Rose made a point not to share too much with Harold. He viewed his perfect recall of everything in her life as the trademark of a good friend, but to Rose, he felt more like a stalker. “Not yet,” she said. Saying no felt too final. She’d found James on a dating app, and throughout their dinner date, he had cycled between extreme aloofness and pitiful vulnerability. Even after he spilled a glass of wine on her and stained her white blouse red, she found herself intrigued by his emotional instability.

“I’m sure he’ll respond soon!” Harold exclaimed with a supportive smile.
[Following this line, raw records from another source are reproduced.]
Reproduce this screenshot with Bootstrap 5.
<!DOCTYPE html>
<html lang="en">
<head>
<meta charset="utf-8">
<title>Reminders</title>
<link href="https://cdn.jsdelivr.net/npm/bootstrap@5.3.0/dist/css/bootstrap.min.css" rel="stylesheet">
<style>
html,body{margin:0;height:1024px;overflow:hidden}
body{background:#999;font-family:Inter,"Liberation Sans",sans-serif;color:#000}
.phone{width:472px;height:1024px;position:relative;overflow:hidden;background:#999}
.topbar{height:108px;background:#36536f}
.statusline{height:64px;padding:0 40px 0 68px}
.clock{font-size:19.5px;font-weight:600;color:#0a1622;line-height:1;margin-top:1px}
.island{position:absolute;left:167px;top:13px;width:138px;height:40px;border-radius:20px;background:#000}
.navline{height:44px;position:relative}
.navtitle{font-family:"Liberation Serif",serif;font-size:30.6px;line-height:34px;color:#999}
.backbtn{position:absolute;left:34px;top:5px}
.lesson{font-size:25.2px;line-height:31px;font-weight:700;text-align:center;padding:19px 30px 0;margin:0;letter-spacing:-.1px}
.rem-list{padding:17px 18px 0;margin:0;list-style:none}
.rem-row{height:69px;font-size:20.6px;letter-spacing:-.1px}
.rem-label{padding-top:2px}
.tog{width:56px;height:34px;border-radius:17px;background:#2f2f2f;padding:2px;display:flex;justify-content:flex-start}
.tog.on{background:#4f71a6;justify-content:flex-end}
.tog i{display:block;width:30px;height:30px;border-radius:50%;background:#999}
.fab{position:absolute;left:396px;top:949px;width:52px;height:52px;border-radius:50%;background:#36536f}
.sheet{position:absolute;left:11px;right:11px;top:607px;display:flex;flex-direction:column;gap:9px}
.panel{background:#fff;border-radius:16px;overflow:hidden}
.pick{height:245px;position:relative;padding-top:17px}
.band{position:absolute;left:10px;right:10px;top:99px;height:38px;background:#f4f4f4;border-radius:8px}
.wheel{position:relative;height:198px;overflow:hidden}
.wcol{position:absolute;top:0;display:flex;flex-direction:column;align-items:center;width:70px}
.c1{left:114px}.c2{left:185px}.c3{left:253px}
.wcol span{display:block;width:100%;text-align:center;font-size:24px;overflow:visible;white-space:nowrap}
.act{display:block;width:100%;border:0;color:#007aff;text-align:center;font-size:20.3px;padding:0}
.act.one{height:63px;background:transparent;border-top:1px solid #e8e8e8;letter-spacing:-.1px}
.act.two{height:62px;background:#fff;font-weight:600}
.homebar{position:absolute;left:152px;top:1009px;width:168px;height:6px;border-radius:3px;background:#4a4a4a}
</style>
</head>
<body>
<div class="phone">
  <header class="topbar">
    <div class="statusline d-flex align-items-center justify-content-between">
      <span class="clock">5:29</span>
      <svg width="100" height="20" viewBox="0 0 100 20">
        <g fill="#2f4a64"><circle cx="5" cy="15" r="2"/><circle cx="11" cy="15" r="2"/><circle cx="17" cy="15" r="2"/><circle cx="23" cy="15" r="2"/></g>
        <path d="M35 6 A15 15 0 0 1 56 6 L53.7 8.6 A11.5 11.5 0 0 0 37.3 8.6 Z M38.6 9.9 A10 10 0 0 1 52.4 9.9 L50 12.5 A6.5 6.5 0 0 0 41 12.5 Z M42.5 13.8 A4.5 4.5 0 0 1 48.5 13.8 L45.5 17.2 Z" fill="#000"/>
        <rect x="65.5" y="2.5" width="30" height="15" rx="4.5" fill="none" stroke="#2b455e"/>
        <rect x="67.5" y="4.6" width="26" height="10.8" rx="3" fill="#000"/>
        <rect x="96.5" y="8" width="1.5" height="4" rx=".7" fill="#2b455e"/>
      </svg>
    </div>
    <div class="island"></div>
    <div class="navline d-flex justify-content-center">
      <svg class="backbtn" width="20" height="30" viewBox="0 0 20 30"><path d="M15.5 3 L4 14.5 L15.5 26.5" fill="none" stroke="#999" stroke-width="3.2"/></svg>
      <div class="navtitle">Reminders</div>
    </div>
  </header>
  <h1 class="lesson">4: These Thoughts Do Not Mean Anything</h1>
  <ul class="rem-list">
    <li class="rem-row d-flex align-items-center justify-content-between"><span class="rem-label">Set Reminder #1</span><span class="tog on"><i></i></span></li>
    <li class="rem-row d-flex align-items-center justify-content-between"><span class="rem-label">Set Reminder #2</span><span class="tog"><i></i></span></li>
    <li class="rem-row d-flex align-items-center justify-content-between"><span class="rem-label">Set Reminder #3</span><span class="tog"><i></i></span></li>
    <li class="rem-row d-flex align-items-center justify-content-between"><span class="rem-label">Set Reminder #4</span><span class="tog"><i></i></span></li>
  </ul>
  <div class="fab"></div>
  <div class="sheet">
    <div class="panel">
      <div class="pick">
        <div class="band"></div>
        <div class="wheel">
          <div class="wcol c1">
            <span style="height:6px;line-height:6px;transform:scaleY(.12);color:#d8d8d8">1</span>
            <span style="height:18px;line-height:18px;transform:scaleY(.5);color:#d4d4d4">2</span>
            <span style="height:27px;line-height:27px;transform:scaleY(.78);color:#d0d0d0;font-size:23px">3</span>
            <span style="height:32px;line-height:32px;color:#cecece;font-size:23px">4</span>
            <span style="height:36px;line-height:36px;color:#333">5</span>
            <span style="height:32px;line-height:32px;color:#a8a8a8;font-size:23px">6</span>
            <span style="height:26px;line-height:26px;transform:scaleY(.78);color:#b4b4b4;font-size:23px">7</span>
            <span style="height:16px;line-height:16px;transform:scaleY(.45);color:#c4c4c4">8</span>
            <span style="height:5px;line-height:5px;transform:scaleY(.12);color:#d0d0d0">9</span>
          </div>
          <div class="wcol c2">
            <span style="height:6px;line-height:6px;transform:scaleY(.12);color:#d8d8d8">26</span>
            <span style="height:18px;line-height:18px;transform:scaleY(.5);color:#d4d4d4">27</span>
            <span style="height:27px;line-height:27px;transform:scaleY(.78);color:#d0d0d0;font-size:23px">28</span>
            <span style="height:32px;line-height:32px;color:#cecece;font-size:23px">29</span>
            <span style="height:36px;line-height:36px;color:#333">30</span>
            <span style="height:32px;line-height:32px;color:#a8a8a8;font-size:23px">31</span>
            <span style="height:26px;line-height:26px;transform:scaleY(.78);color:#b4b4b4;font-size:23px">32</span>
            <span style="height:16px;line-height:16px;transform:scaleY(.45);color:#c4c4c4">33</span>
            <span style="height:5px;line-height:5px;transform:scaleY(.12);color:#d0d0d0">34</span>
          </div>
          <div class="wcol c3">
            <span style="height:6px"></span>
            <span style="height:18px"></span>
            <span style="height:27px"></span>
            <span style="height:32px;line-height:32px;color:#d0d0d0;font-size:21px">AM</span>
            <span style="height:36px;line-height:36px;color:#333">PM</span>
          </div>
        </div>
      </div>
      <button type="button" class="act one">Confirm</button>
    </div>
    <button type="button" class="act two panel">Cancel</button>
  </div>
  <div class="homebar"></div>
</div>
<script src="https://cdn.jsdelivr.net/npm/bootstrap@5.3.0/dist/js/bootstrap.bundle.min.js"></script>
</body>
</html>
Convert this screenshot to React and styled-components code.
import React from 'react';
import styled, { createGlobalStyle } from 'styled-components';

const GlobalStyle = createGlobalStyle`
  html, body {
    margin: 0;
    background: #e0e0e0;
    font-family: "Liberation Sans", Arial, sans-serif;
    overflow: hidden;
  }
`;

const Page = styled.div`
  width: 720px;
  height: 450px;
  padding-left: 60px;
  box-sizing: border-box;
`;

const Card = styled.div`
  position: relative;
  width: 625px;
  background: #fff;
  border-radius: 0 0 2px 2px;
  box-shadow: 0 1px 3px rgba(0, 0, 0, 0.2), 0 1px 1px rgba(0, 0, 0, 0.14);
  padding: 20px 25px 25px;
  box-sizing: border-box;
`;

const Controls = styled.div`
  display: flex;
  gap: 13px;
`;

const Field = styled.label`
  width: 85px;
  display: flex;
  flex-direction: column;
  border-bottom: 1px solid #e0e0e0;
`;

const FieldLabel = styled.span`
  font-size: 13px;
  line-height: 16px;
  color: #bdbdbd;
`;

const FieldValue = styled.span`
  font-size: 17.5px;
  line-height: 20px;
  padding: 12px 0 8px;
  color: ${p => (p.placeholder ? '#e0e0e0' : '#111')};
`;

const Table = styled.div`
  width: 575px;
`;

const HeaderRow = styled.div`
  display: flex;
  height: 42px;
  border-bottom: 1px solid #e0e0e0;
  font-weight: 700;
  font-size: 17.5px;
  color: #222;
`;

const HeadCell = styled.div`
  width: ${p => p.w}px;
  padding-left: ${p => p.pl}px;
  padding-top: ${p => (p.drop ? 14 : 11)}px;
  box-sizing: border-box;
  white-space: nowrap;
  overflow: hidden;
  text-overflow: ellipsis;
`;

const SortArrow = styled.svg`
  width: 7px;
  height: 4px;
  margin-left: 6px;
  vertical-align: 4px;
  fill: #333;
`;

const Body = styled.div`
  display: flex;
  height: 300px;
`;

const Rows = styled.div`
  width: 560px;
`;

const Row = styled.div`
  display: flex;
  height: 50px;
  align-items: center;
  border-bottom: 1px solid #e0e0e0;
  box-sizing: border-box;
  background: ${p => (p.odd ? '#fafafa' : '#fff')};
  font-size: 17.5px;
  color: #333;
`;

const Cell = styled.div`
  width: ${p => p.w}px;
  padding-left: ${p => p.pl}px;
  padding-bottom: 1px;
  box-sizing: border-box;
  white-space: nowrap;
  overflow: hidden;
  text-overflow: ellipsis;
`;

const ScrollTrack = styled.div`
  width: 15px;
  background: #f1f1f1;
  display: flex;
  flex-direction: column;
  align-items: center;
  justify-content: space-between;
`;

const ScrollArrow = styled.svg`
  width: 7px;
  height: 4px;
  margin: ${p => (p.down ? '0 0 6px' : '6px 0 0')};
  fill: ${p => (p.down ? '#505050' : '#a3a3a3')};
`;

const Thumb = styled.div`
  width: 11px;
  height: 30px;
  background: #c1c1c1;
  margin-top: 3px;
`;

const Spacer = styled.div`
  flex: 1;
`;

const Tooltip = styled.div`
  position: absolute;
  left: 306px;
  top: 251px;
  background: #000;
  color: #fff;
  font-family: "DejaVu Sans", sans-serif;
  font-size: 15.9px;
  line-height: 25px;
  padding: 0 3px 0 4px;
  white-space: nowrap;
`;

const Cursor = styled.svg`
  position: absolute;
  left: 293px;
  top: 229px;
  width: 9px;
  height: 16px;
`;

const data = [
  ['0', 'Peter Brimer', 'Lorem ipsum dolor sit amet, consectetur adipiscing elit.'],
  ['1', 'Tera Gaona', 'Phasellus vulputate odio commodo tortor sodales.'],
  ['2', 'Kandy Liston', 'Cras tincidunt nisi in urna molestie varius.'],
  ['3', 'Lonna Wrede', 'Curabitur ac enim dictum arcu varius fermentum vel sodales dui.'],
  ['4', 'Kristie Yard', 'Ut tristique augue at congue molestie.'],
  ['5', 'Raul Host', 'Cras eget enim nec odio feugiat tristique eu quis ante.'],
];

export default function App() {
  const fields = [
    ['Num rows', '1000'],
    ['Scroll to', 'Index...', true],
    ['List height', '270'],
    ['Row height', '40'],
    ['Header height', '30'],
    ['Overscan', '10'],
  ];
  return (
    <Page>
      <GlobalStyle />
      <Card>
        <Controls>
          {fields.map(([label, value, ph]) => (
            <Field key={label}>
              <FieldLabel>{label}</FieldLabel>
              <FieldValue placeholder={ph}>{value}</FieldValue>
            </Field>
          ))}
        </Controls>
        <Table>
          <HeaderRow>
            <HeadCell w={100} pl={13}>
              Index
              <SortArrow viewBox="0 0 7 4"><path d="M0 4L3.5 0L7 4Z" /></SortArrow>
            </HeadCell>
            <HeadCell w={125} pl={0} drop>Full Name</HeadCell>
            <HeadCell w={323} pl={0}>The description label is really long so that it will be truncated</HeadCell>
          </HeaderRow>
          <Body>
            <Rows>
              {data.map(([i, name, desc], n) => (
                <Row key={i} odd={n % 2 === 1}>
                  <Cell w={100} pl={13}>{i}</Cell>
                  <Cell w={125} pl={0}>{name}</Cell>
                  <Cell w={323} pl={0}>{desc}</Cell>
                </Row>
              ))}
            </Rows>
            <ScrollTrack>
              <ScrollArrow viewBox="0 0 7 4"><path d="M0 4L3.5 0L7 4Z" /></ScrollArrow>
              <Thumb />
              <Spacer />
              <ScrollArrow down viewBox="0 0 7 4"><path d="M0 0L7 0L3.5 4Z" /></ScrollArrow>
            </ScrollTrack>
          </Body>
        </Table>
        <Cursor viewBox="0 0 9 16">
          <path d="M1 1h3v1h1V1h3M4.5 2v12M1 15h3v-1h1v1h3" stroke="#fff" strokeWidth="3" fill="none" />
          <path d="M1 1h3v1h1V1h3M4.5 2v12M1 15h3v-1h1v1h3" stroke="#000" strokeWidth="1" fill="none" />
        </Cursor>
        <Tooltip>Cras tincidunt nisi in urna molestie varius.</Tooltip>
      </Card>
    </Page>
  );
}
Rose wondered why James had said she should try a séance herself. She hadn’t included her gloomy backstory in her dating profile, but he somehow seemed to guess it. When she pressed him on his remark, he shut down and retreated into his shell like a shy turtle.

Though he hadn’t texted her back in the past week, Evergreen ads made up for his silence, trying to ensnare her in their gimmicky marketing campaign to entice gullible believers. A decade of bizarre incidents fueled Evergreen’s rise, most recently including a Bostonian summer snowstorm, a bright-green streak in the night sky, and reports of flying fish (either cod or bass, Rose couldn’t remember). But Rose had no interest in seeking Evergreen’s help. Despite her mother’s repeated pleas, Rose wouldn’t rely on traditional therapy or prayer to resolve her problems. Her cynicism extended to fraudulent magical remedies.

She stared at her computer, eyes boring a hole through the presentation on the screen. It was part of a market-opportunity project she’d been working on. Though it was neither exciting nor challenging, she appreciated the chance to lose herself in it. She preferred thinking about financial metrics rather than her personal woes. It was why she craved a promotion; more challenging projects would afford better distraction. And more money wouldn’t hurt either.

High-pitched laughter echoed about the cramped sixth floor. There had always been a distinct lack of humor inside the confines of Platinum Insurance Group, a corporation that only promised high premiums for customers and substandard wages for employees. It was strange to hear such mirth on a Monday morning within PIG’s walls. Rose poked her head around the cubicle wall and saw a little girl running down the hallway, ribbons flowing in her pigtailed hair. Rose couldn’t see the child’s face, but she didn’t need to. She squeezed her eyes shut, and when she opened them, the girl disappeared. Rose searched for the orange bottle in her purse and stealthily sneaked a pill, wondering if Lorazepam treated supernatural ailments. She stood up and wiped her sweaty palms on her black pants.

“Good luck with your review,” Harold said. “I’ll cross all my fingers, even though I don’t need to. That promotion has your name on it!”

“Thanks,” Rose grunted as she walked to her manager’s office. She passed the stairwell on her way, wondering if it might be easier to just fling herself down it. She’d no longer have to kill herself at work as a method for coping.